I bought stainless steel fittings because it was going to be outside in the truck. I also chose to have a protective sleeve over the piston. I selected  to have an 8mm thick rod and a 450mm long gas strut which with the eyes on each end results in 500mm between centres. The point of the length was to have some clearance taking in to account the thickness of the door and ensure I had more than enough travel in the piston. [See the updated notes at the end.]

To fit it I selected a position on the door side as close to the hinge as I could in order to get the best clearance. The height being almost exactly central between the lower hinge bolts. Again, I didn't want the piston to be restricted by the hinge bolts.

The brackets I chose were ideal at the truck end but as I wanted the bolt head on the outside of the door I had to carefully measure and cut the M6 bolt to length so it did not foul the piston.

With Shelley's help we bolted the bracket through to the wheel arch with a strengthening plate on the back.

The bracket is positioned so the piston is fractionally under pressure when the door is fully open. Just two millimeters short of the full extension.

The gas strut can only be reduced in pressure, by letting out some gas. It cannot be increased in force so some care was needed in the adjustment.  I've left it a little stronger than is perhaps ideal because I have yet to fit the wheel carrier.

The nut sticks out a bit too much, I've changed this now.

The piston acts as a stop so the door cannot open too far. It just about sits at right angles to the back when open.

Update: November 2017

One end of the strut snapped off. I can only think that there was a little bit too much leverage at the door end.

I've looked at the design and made the following changes:
Change bolt: I've used a Torx head bolt from the inside so it does not stick out as much.
Grind end: I've ground down the strut end on the door so it can rotate further before it hits the  above bolt.
Torque: I have tried a fixed force strut of 50Nm. This is not quite enough to push open the door but helps a little. I'll try 100Nm next time.
Length: The length of 450mm and stroke of 200mm worked nicely. I tried a 350mm long strut but it only just works and the door does not open to 90deg. I'll stick with the 450mm long in the future.
Position: I intended to move the strut across the back of the door but the bracket that would have been required would need to stick out a long way. I prefer it running along the side of the truck.

350mm is a bit short

Update January 2022:

This is now on a different Defender but it is the same side opening door.

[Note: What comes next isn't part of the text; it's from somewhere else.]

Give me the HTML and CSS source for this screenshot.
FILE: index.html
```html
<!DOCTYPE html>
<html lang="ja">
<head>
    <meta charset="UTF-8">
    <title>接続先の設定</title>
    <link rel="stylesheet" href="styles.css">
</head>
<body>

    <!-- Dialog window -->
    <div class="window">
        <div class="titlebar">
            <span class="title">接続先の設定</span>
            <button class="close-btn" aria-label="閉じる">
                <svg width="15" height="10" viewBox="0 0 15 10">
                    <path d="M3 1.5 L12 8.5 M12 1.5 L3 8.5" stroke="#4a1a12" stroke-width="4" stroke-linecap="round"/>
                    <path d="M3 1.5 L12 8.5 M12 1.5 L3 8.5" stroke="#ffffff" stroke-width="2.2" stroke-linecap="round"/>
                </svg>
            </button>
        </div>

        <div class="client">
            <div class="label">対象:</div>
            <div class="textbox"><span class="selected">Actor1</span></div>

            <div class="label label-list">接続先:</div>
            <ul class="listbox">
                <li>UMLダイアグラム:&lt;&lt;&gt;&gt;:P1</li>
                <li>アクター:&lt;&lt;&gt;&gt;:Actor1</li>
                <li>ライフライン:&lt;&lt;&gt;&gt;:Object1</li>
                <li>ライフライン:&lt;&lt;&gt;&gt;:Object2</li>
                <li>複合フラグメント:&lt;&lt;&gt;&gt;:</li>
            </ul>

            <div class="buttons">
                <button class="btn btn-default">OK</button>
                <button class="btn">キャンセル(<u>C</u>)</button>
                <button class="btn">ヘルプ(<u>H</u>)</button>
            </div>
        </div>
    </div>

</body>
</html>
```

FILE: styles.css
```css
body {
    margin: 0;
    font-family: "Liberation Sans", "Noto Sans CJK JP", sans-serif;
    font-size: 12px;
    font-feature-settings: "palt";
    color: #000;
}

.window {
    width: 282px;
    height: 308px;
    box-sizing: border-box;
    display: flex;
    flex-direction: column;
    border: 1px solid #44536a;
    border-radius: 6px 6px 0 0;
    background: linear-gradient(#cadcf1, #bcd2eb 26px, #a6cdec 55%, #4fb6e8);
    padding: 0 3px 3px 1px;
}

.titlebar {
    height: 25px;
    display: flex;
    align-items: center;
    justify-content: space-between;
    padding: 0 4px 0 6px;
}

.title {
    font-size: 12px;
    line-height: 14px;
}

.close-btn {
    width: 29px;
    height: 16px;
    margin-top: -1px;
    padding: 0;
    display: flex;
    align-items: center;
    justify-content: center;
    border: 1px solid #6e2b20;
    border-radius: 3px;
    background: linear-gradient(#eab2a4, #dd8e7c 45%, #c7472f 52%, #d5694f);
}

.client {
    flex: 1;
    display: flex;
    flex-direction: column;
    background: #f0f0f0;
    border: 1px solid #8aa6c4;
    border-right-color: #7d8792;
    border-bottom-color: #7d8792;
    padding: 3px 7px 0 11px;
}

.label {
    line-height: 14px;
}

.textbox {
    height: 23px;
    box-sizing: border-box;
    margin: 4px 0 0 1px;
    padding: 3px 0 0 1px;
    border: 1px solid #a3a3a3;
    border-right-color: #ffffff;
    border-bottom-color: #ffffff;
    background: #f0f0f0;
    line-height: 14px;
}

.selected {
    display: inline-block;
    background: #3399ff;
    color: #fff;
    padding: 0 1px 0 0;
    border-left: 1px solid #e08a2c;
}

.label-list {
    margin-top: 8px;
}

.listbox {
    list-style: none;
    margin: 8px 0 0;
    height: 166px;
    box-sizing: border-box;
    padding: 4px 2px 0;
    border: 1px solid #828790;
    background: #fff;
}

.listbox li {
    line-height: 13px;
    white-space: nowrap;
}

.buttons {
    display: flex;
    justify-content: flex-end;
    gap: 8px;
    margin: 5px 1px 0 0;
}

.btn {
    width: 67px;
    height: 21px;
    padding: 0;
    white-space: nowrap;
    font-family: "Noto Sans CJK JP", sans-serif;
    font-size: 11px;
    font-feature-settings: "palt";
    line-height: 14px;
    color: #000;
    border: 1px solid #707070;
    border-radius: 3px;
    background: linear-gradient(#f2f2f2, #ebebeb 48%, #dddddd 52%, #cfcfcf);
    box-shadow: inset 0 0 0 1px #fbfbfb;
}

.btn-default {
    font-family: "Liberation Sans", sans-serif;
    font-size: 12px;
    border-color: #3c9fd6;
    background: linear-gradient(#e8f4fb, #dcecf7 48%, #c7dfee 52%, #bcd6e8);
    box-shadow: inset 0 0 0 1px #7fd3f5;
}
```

Eventually the replacement gas strut also failed.  I took the view that was not a long term solution. For quite a while we used a webbing strap but after we were forced to change cars, and I got a chance, I fitted something based on the standard Land Rover stay. 

The tub side was the same as used on a normal full height, safari, door. The door side was the bolt on runner from the rear doors of a 110. A typical safari door as a welded on runner.


Saturday 21 January 2017

Side opening tailgate

I'm not sure that a tailgate that opens to the side is a tailgate. Some call it a half door. We coined the phrase Safari Gate for the duration of the works. I guess it's actually just a gate.

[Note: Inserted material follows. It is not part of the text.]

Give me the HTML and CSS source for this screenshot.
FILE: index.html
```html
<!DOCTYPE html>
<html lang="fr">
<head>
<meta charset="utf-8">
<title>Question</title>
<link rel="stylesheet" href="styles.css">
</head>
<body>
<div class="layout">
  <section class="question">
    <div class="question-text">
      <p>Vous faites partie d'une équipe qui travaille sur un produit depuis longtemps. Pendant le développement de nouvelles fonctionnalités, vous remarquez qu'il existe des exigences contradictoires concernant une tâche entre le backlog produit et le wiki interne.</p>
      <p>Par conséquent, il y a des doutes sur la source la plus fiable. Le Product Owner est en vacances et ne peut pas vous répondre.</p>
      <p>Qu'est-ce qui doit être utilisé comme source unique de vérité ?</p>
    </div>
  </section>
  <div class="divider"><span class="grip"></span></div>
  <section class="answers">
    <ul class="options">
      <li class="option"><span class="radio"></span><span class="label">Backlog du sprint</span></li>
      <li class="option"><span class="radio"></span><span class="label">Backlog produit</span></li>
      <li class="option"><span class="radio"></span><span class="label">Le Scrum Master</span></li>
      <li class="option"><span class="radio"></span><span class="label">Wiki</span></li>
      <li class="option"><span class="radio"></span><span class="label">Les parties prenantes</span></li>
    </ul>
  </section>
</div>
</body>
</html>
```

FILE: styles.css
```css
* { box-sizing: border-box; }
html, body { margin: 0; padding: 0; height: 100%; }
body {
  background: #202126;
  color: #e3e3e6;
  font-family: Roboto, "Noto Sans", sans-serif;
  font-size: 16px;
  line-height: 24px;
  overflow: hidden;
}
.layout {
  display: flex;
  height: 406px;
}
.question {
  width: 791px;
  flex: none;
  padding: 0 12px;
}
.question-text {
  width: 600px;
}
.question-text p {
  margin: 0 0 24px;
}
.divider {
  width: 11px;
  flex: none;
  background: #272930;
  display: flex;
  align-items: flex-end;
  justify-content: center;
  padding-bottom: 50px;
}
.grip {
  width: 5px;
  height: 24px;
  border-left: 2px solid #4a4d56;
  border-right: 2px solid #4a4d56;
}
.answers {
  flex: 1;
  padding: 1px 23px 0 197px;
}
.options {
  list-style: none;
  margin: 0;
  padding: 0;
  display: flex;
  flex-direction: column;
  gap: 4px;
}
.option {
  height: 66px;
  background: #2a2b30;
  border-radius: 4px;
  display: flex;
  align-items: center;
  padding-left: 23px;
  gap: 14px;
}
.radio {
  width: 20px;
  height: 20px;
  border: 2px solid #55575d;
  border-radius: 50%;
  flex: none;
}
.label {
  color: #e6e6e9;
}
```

I bought the tailgate from someone who had already converted it to side opening. All we needed to do was bolt it on.

Well, replace all the bolts with a nice matching new set with new hinges, then bolt it on.

First thing was to remove the bracket used for the Safari door catch.

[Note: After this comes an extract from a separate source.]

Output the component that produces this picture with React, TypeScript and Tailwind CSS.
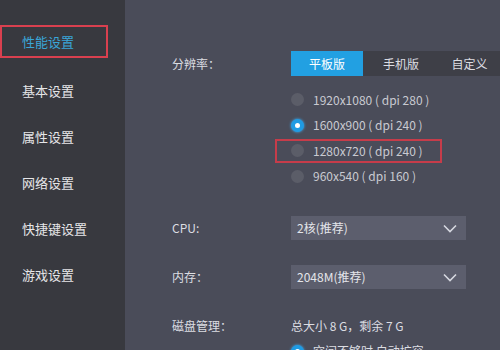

When I say just add new bolts, it's never quite that simple. To get to the bolts under the wheel arch there were some stubborn screws that needed to be ground off and replaced.

Then I made some reinforcement plates.

Shelley coated them in Duralac Green to reduce the chance of the steel and aluminium reacting with each other where they meet.

Then we bolted it all together, lined it up, drilled and fitted the antiluce.

I could not get the Land Rover style tailgate rubber to fit where I liked it so I made my own rubber stop from some matting.

Another days work and Fender can now carry stuff.